Aku juga sering bertemu dengan para pelaku seni di kotaku. Ini juga pembelajaran buatku agar semakin mencintai seni. Selain itu, sensitifitasku menjadi semakin terasah melihat beberapa kondisi sosial yang kurang baik. Tak peduli siang atau malam, selama masih bisa bertemu narasumber, semua wawancara, aku selesaikan. Buatku, selama masih bisa, kenapa harus ditunda?

Selain itu, saat perayaan ibadah agama lain, aku menghadirinya semata untuk liputan, melaporkan situasi dan kondisi, serta melihat tata cara mereka beribadah. Tak sampai di situ, aku mewawancarai para pastor, pendeta, maupun biksu. Aku berusaha untuk selalu membina hubungan baik dengan mereka, agar mereka nyaman dan memudahkanku dalam menjalani pekerjaanku. Semuanya kujalani karena cintaku pada pekerjaan ini.

Namun memang, anugerah Tuhan tak dapat ditolak. Jelang dua tahun menjadi seorang wartawan, aku mengalami kecelakaan yang kali ini tergolong dahsyat hingga patah kaki. Para teman dan narasumber yang mengetahui, semua tak percaya. “Tak mungkin seorang kamu yang begitu energik, ada di sana di sini, liputan ini liputan itu, bisa sakit.”

Sebagai perempuan normal, aku sempat merasakan keterpurukan yang begitu menghancurkan hatiku. Ketakutan merajai pikiranku setahun pertama setelah kejadian itu. Namun hari demi hari, aku berusaha bangkit. Aku terus memotivasi diriku sendiri, “Aku harus sembuh. Aku mencintai menjadi wartawati. Jadi aku harus menempuh segala pengobatan supaya aku dapat memulainya lagi.”

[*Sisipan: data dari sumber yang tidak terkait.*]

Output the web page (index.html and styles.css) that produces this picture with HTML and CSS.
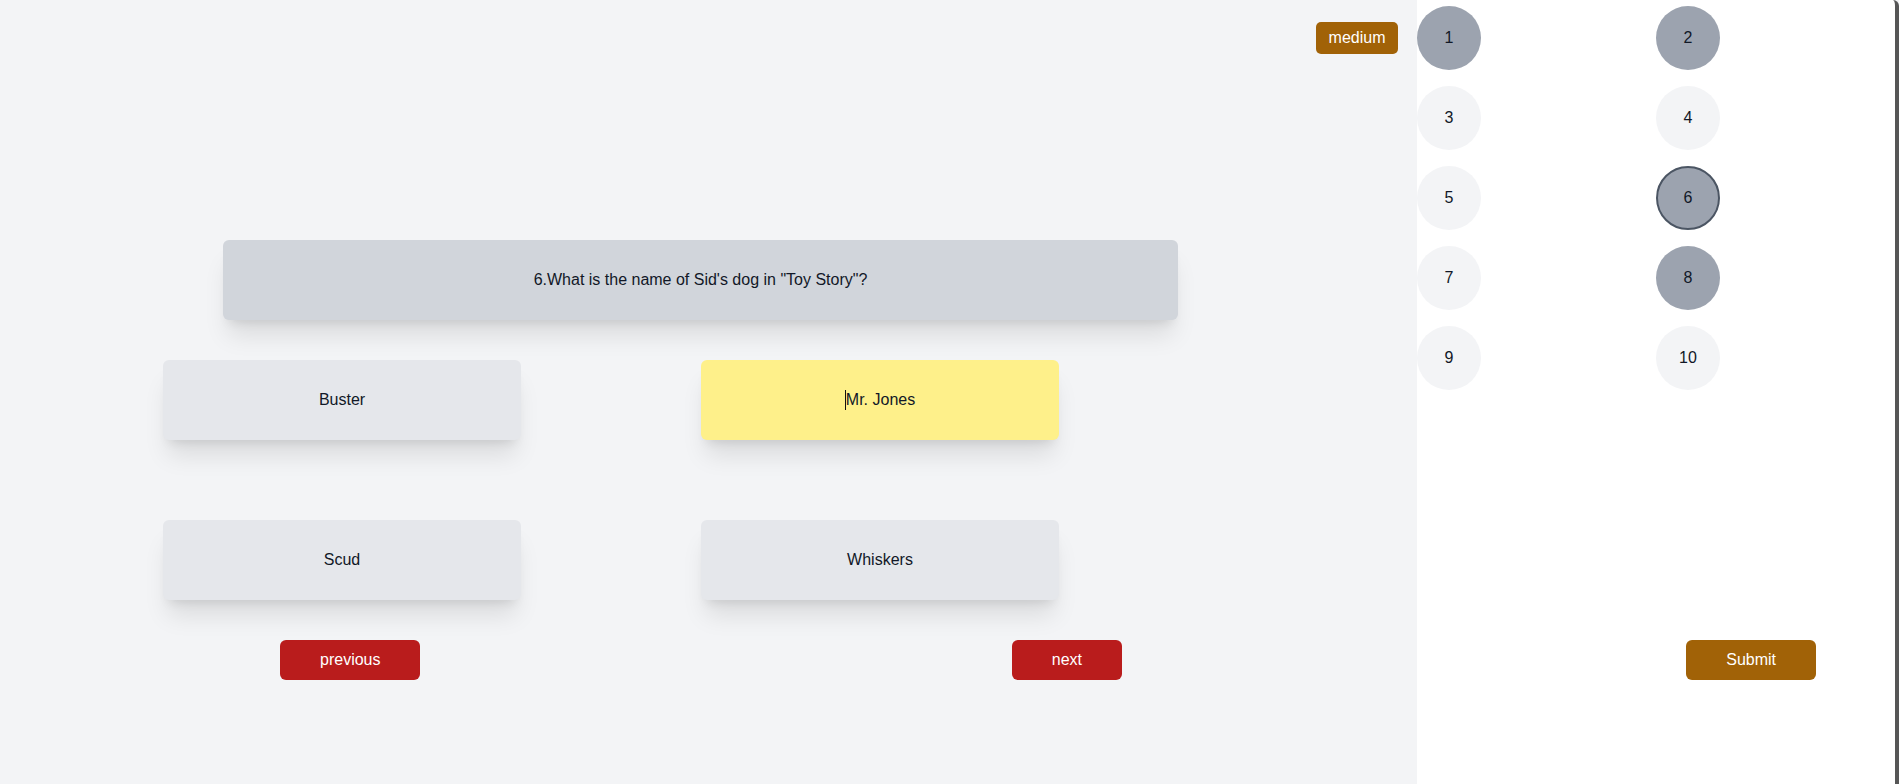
FILE: index.html
```html
<!DOCTYPE html>
<html lang="en">
<head>
<meta charset="utf-8">
<title>Quiz</title>
<link rel="stylesheet" href="styles.css">
</head>
<body>
<div class="app">
  <main class="main">
    <div class="topbar">
      <span class="badge">medium</span>
    </div>
    <div class="question">6.What is the name of Sid's dog in "Toy Story"?</div>
    <div class="answers">
      <div class="answer">Buster</div>
      <div class="answer selected"><span class="caret"></span>Mr. Jones</div>
      <div class="answer">Scud</div>
      <div class="answer">Whiskers</div>
    </div>
    <div class="nav">
      <button class="btn red">previous</button>
      <button class="btn red">next</button>
    </div>
  </main>
  <aside class="sidebar">
    <div class="grid">
      <div class="cell"><span class="dot done">1</span></div>
      <div class="cell"><span class="dot done">2</span></div>
      <div class="cell"><span class="dot">3</span></div>
      <div class="cell"><span class="dot">4</span></div>
      <div class="cell"><span class="dot">5</span></div>
      <div class="cell"><span class="dot done current">6</span></div>
      <div class="cell"><span class="dot">7</span></div>
      <div class="cell"><span class="dot done">8</span></div>
      <div class="cell"><span class="dot">9</span></div>
      <div class="cell"><span class="dot">10</span></div>
    </div>
    <div class="submit-row">
      <button class="btn amber">Submit</button>
    </div>
  </aside>
</div>
</body>
</html>
```
FILE: styles.css
```css
* { box-sizing: border-box; }
html, body { margin: 0; padding: 0; height: 100%; }
body {
  font-family: "Liberation Sans", Arial, sans-serif;
  font-size: 16px;
  color: #111827;
  background: #f3f4f6;
}
.app {
  display: flex;
  height: 784px;
}
.main {
  width: 1417px;
  flex: none;
  background: #f3f4f6;
  display: flex;
  flex-direction: column;
}
.topbar {
  display: flex;
  justify-content: flex-end;
  padding: 22px 19px 0 0;
}
.badge {
  display: flex;
  align-items: center;
  justify-content: center;
  width: 82px;
  height: 32px;
  background: #a16207;
  color: #fff;
  border-radius: 5px;
  font-size: 16px;
}
.question {
  margin: 186px 0 0 223px;
  width: 955px;
  height: 80px;
  background: #d1d5db;
  border-radius: 6px;
  display: flex;
  align-items: center;
  justify-content: center;
  box-shadow: 0 20px 25px -5px rgba(0,0,0,0.1), 0 8px 10px -6px rgba(0,0,0,0.1);
}
.answers {
  margin: 40px 0 0 163px;
  display: grid;
  grid-template-columns: 358px 358px;
  column-gap: 180px;
  row-gap: 80px;
}
.answer {
  height: 80px;
  background: #e5e7eb;
  border-radius: 6px;
  display: flex;
  align-items: center;
  justify-content: center;
  box-shadow: 0 20px 25px -5px rgba(0,0,0,0.1), 0 8px 10px -6px rgba(0,0,0,0.1);
}
.answer.selected { background: #fef08a; }
.caret {
  display: inline-block;
  width: 1px;
  height: 20px;
  background: #111;
}
.nav {
  margin: 40px 0 0 280px;
  width: 842px;
  display: flex;
  justify-content: space-between;
}
.btn {
  font-family: inherit;
  font-size: 16px;
  height: 40px;
  padding: 0 40px;
  border: none;
  border-radius: 6px;
  color: #fff;
  cursor: pointer;
}
.btn.red { background: #b91c1c; }
.btn.amber { background: #a16207; }
.sidebar {
  flex: 1;
  background: #fff;
  border-right: 4px solid #565656;
  border-top-right-radius: 6px;
  display: flex;
  flex-direction: column;
}
.grid {
  padding-top: 6px;
  display: grid;
  grid-template-columns: 1fr 1fr;
  row-gap: 16px;
}
.cell { display: flex; }
.dot {
  width: 64px;
  height: 64px;
  border-radius: 50%;
  background: #f3f4f6;
  display: flex;
  align-items: center;
  justify-content: center;
  color: #111827;
}
.dot.done { background: #9ca3af; }
.dot.current { border: 2px solid #4b5563; }
.submit-row {
  margin-top: 250px;
  display: flex;
  justify-content: flex-end;
  padding-right: 79px;
}
```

Buat sebagian orang mungkin, setelah mengalami kecelakaan, akan mundur dari pekerjaan ini. Namun tidak bagiku. Aku masih mau melakukan pekerjaan itu karena aku sangat mencintainya. Wartawati mengubahku dari yang tadinya pemalu dan pengecut, menjadi pemberani. Ya, namanya sudah telanjur cinta, tentu aku tak akan menyerah. Ini pilihan hidupku.